*Aim of the task*
Repeat what the lines below say, word for word, and skip every image.

-- Start of Dataset excerpt --

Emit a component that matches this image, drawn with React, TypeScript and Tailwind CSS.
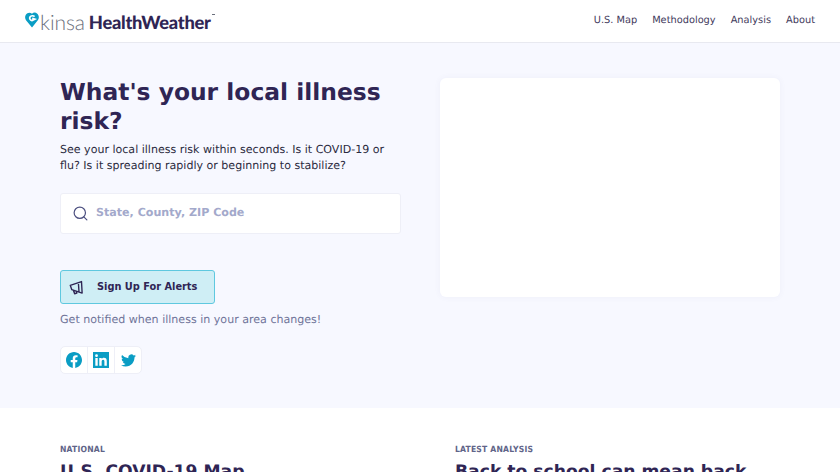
import { Search } from "lucide-react";

const navLinks = ["U.S. Map", "Methodology", "Analysis", "About"];

function KinsaLogo() {
  return (
    <div className="flex items-center mt-[3px]">
      <svg width="14" height="16" viewBox="0 0 14 16" className="mr-[1px] -mt-[5px]">
        <path
          d="M7 15.5 L1 8.2 C-0.6 5.8 0 2.6 2.4 1.2 C4 0.2 5.8 0.6 7 1.8 C8.4 0.4 10.4 0.2 12 1.4 C14 3 14.4 5.8 13 8 Z"
          fill="#0a9dc4"
        />
        <path d="M9.6 4.6 C8.4 3.4 6 3.4 5 5 C4.2 6.4 5 8.2 7 8.6 L9.8 7.2 L7.2 6.4" fill="none" stroke="#fff" strokeWidth="1.7" />
      </svg>
      <span className="font-['Lato',sans-serif] font-light text-[21px] leading-none tracking-[-0.1px] text-[#6a6f7c]">kinsa</span>
      <span className="ml-[4px] font-['Lato',sans-serif] font-black text-[18.3px] leading-none tracking-[-0.25px] text-[#2f2554]">HealthWeather</span>
      <span className="self-start mt-[2px] ml-[1px] w-[3px] h-[1px] bg-[#6a6f7c]" />
    </div>
  );
}

function Header() {
  return (
    <header className="h-[43px] bg-white border-b border-[#e8e9f0] flex items-center justify-between px-[25px]">
      <KinsaLogo />
      <nav className="flex gap-[15px] mt-[1px] text-[9.8px] text-[#3f3a5c]">
        {navLinks.map((link) => (
          <a key={link} href="#">
            {link}
          </a>
        ))}
      </nav>
    </header>
  );
}

function SocialButtons() {
  return (
    <div className="mt-[18px] flex w-fit bg-white border border-[#eeeff7] rounded-[5px]">
      <div className="w-[27px] h-[26px] flex items-center justify-center border-r border-[#eeeff7]">
        <svg width="16" height="16" viewBox="0 0 24 24" fill="#0a9dc4">
          <path d="M24 12.07C24 5.4 18.63 0 12 0S0 5.4 0 12.07c0 6.03 4.39 11.03 10.13 11.93v-8.44H7.08v-3.49h3.05V9.41c0-3.02 1.79-4.69 4.53-4.69 1.31 0 2.68.24 2.68.24v2.97h-1.51c-1.49 0-1.96.93-1.96 1.89v2.25h3.33l-.53 3.49h-2.8V24C19.61 23.1 24 18.1 24 12.07z" />
        </svg>
      </div>
      <div className="w-[27px] h-[26px] flex items-center justify-center border-r border-[#eeeff7]">
        <svg width="16" height="16" viewBox="0 0 24 24" fill="#0a9dc4">
          <path d="M0 0h24v24H0zM3.5 9v11.5h3.6V9zM5.3 3.4a2.1 2.1 0 1 0 0 4.2 2.1 2.1 0 0 0 0-4.2zM9.4 9v11.5H13v-5.7c0-1.5.3-3 2.2-3 1.8 0 1.9 1.7 1.9 3.1v5.6h3.6v-6.3c0-3.1-.7-5.5-4.3-5.5-1.7 0-2.9.9-3.4 1.8V9z" fillRule="evenodd" />
        </svg>
      </div>
      <div className="w-[26px] h-[26px] flex items-center justify-center">
        <svg width="15" height="15" viewBox="0 0 24 24" fill="#0a9dc4">
          <path d="M24 4.56a9.83 9.83 0 0 1-2.83.78 4.93 4.93 0 0 0 2.17-2.72 9.86 9.86 0 0 1-3.13 1.2 4.92 4.92 0 0 0-8.38 4.48A13.96 13.96 0 0 1 1.67 3.15a4.92 4.92 0 0 0 1.52 6.57 4.9 4.9 0 0 1-2.23-.62v.06a4.92 4.92 0 0 0 3.95 4.83 4.93 4.93 0 0 1-2.22.08 4.93 4.93 0 0 0 4.6 3.42A9.87 9.87 0 0 1 0 19.54a13.94 13.94 0 0 0 7.55 2.21c9.05 0 14-7.5 14-14 0-.21 0-.42-.02-.63A10 10 0 0 0 24 4.56z" />
        </svg>
      </div>
    </div>
  );
}

function Hero() {
  return (
    <section className="h-[365px] bg-[#f7f8ff] px-[60px] pt-[35px] flex gap-[39px]">
      <div className="w-[341px]">
        <h1 className="text-[23.4px] leading-[29px] font-bold text-[#2f2554]">What's your local illness risk?</h1>
        <p className="mt-[6px] text-[11.05px] leading-[16px] text-[#2b2b40]">
          See your local illness risk within seconds. Is it COVID-19 or flu? Is it spreading rapidly or beginning to stabilize?
        </p>
        <div className="mt-[19px] h-[41px] bg-white border border-[#eeeff7] rounded-[3px] flex items-center pl-[11px]">
          <Search size={17} strokeWidth={1.7} className="text-[#4d5080]" />
          <span className="ml-[7px] text-[11.1px] font-bold text-[#a3a9cb]">State, County, ZIP Code</span>
        </div>
        <button className="mt-[36px] w-[155px] h-[34px] bg-[#cfeef5] border border-[#5fc8df] rounded-[3px] flex items-center pl-[8px] text-[#2f2554]">
          <svg width="15" height="15" viewBox="0 0 24 24" fill="none" stroke="currentColor" strokeWidth="2.2" strokeLinejoin="round" strokeLinecap="round">
            <path d="M2 8.5 L4.5 15.5 L21 21 L20 2.5 Z M15 4.5 L16 19 M7 16.5 L9 22 L12.5 21 L11.5 18" />
          </svg>
          <span className="ml-[13px] text-[9.8px] font-bold">Sign Up For Alerts</span>
        </button>
        <p className="mt-[8px] text-[11.07px] leading-[16px] text-[#6f7499]">Get notified when illness in your area changes!</p>
        <SocialButtons />
      </div>
      <div className="w-[340px] h-[219px] bg-white rounded-[6px] shadow-[0_0_6px_rgba(90,90,160,0.06)]" />
    </section>
  );
}

function Latest() {
  return (
    <section className="bg-white px-[60px] pt-[37px] flex">
      <div className="w-[395px]">
        <div className="font-['DejaVu_Sans_Condensed','DejaVu_Sans',sans-serif] text-[8.5px] leading-[11px] font-bold tracking-[0.2px] text-[#5f6488]">NATIONAL</div>
        <h2 className="mt-[4px] text-[17.2px] leading-[24px] font-bold text-[#2f2554]">U.S. COVID-19 Map</h2>
      </div>
      <div className="w-[310px]">
        <div className="font-['DejaVu_Sans_Condensed','DejaVu_Sans',sans-serif] text-[8.5px] leading-[11px] font-bold tracking-[0.2px] text-[#5f6488]">LATEST ANALYSIS</div>
        <h2 className="mt-[4px] text-[17.2px] leading-[24px] font-bold text-[#2f2554]">Back to school can mean back to illness</h2>
      </div>
    </section>
  );
}

export default function App() {
  return (
    <div className="font-['DejaVu_Sans',sans-serif] [text-rendering:geometricPrecision] w-[840px] h-[472px] overflow-hidden bg-white">
      <Header />
      <Hero />
      <Latest />
    </div>
  );
}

-- End of Dataset excerpt --

*Result of this task*
Emit a component that matches this image, drawn with React, TypeScript and Tailwind CSS.
import { Search } from "lucide-react";

const navLinks = ["U.S. Map", "Methodology", "Analysis", "About"];

function KinsaLogo() {
  return (
    <div className="flex items-center mt-[3px]">
      <svg width="14" height="16" viewBox="0 0 14 16" className="mr-[1px] -mt-[5px]">
        <path
          d="M7 15.5 L1 8.2 C-0.6 5.8 0 2.6 2.4 1.2 C4 0.2 5.8 0.6 7 1.8 C8.4 0.4 10.4 0.2 12 1.4 C14 3 14.4 5.8 13 8 Z"
          fill="#0a9dc4"
        />
        <path d="M9.6 4.6 C8.4 3.4 6 3.4 5 5 C4.2 6.4 5 8.2 7 8.6 L9.8 7.2 L7.2 6.4" fill="none" stroke="#fff" strokeWidth="1.7" />
      </svg>
      <span className="font-['Lato',sans-serif] font-light text-[21px] leading-none tracking-[-0.1px] text-[#6a6f7c]">kinsa</span>
      <span className="ml-[4px] font-['Lato',sans-serif] font-black text-[18.3px] leading-none tracking-[-0.25px] text-[#2f2554]">HealthWeather</span>
      <span className="self-start mt-[2px] ml-[1px] w-[3px] h-[1px] bg-[#6a6f7c]" />
    </div>
  );
}

function Header() {
  return (
    <header className="h-[43px] bg-white border-b border-[#e8e9f0] flex items-center justify-between px-[25px]">
      <KinsaLogo />
      <nav className="flex gap-[15px] mt-[1px] text-[9.8px] text-[#3f3a5c]">
        {navLinks.map((link) => (
          <a key={link} href="#">
            {link}
          </a>
        ))}
      </nav>
    </header>
  );
}

function SocialButtons() {
  return (
    <div className="mt-[18px] flex w-fit bg-white border border-[#eeeff7] rounded-[5px]">
      <div className="w-[27px] h-[26px] flex items-center justify-center border-r border-[#eeeff7]">
        <svg width="16" height="16" viewBox="0 0 24 24" fill="#0a9dc4">
          <path d="M24 12.07C24 5.4 18.63 0 12 0S0 5.4 0 12.07c0 6.03 4.39 11.03 10.13 11.93v-8.44H7.08v-3.49h3.05V9.41c0-3.02 1.79-4.69 4.53-4.69 1.31 0 2.68.24 2.68.24v2.97h-1.51c-1.49 0-1.96.93-1.96 1.89v2.25h3.33l-.53 3.49h-2.8V24C19.61 23.1 24 18.1 24 12.07z" />
        </svg>
      </div>
      <div className="w-[27px] h-[26px] flex items-center justify-center border-r border-[#eeeff7]">
        <svg width="16" height="16" viewBox="0 0 24 24" fill="#0a9dc4">
          <path d="M0 0h24v24H0zM3.5 9v11.5h3.6V9zM5.3 3.4a2.1 2.1 0 1 0 0 4.2 2.1 2.1 0 0 0 0-4.2zM9.4 9v11.5H13v-5.7c0-1.5.3-3 2.2-3 1.8 0 1.9 1.7 1.9 3.1v5.6h3.6v-6.3c0-3.1-.7-5.5-4.3-5.5-1.7 0-2.9.9-3.4 1.8V9z" fillRule="evenodd" />
        </svg>
      </div>
      <div className="w-[26px] h-[26px] flex items-center justify-center">
        <svg width="15" height="15" viewBox="0 0 24 24" fill="#0a9dc4">
          <path d="M24 4.56a9.83 9.83 0 0 1-2.83.78 4.93 4.93 0 0 0 2.17-2.72 9.86 9.86 0 0 1-3.13 1.2 4.92 4.92 0 0 0-8.38 4.48A13.96 13.96 0 0 1 1.67 3.15a4.92 4.92 0 0 0 1.52 6.57 4.9 4.9 0 0 1-2.23-.62v.06a4.92 4.92 0 0 0 3.95 4.83 4.93 4.93 0 0 1-2.22.08 4.93 4.93 0 0 0 4.6 3.42A9.87 9.87 0 0 1 0 19.54a13.94 13.94 0 0 0 7.55 2.21c9.05 0 14-7.5 14-14 0-.21 0-.42-.02-.63A10 10 0 0 0 24 4.56z" />
        </svg>
      </div>
    </div>
  );
}

function Hero() {
  return (
    <section className="h-[365px] bg-[#f7f8ff] px-[60px] pt-[35px] flex gap-[39px]">
      <div className="w-[341px]">
        <h1 className="text-[23.4px] leading-[29px] font-bold text-[#2f2554]">What's your local illness risk?</h1>
        <p className="mt-[6px] text-[11.05px] leading-[16px] text-[#2b2b40]">
          See your local illness risk within seconds. Is it COVID-19 or flu? Is it spreading rapidly or beginning to stabilize?
        </p>
        <div className="mt-[19px] h-[41px] bg-white border border-[#eeeff7] rounded-[3px] flex items-center pl-[11px]">
          <Search size={17} strokeWidth={1.7} className="text-[#4d5080]" />
          <span className="ml-[7px] text-[11.1px] font-bold text-[#a3a9cb]">State, County, ZIP Code</span>
        </div>
        <button className="mt-[36px] w-[155px] h-[34px] bg-[#cfeef5] border border-[#5fc8df] rounded-[3px] flex items-center pl-[8px] text-[#2f2554]">
          <svg width="15" height="15" viewBox="0 0 24 24" fill="none" stroke="currentColor" strokeWidth="2.2" strokeLinejoin="round" strokeLinecap="round">
            <path d="M2 8.5 L4.5 15.5 L21 21 L20 2.5 Z M15 4.5 L16 19 M7 16.5 L9 22 L12.5 21 L11.5 18" />
          </svg>
          <span className="ml-[13px] text-[9.8px] font-bold">Sign Up For Alerts</span>
        </button>
        <p className="mt-[8px] text-[11.07px] leading-[16px] text-[#6f7499]">Get notified when illness in your area changes!</p>
        <SocialButtons />
      </div>
      <div className="w-[340px] h-[219px] bg-white rounded-[6px] shadow-[0_0_6px_rgba(90,90,160,0.06)]" />
    </section>
  );
}

function Latest() {
  return (
    <section className="bg-white px-[60px] pt-[37px] flex">
      <div className="w-[395px]">
        <div className="font-['DejaVu_Sans_Condensed','DejaVu_Sans',sans-serif] text-[8.5px] leading-[11px] font-bold tracking-[0.2px] text-[#5f6488]">NATIONAL</div>
        <h2 className="mt-[4px] text-[17.2px] leading-[24px] font-bold text-[#2f2554]">U.S. COVID-19 Map</h2>
      </div>
      <div className="w-[310px]">
        <div className="font-['DejaVu_Sans_Condensed','DejaVu_Sans',sans-serif] text-[8.5px] leading-[11px] font-bold tracking-[0.2px] text-[#5f6488]">LATEST ANALYSIS</div>
        <h2 className="mt-[4px] text-[17.2px] leading-[24px] font-bold text-[#2f2554]">Back to school can mean back to illness</h2>
      </div>
    </section>
  );
}

export default function App() {
  return (
    <div className="font-['DejaVu_Sans',sans-serif] [text-rendering:geometricPrecision] w-[840px] h-[472px] overflow-hidden bg-white">
      <Header />
      <Hero />
      <Latest />
    </div>
  );
}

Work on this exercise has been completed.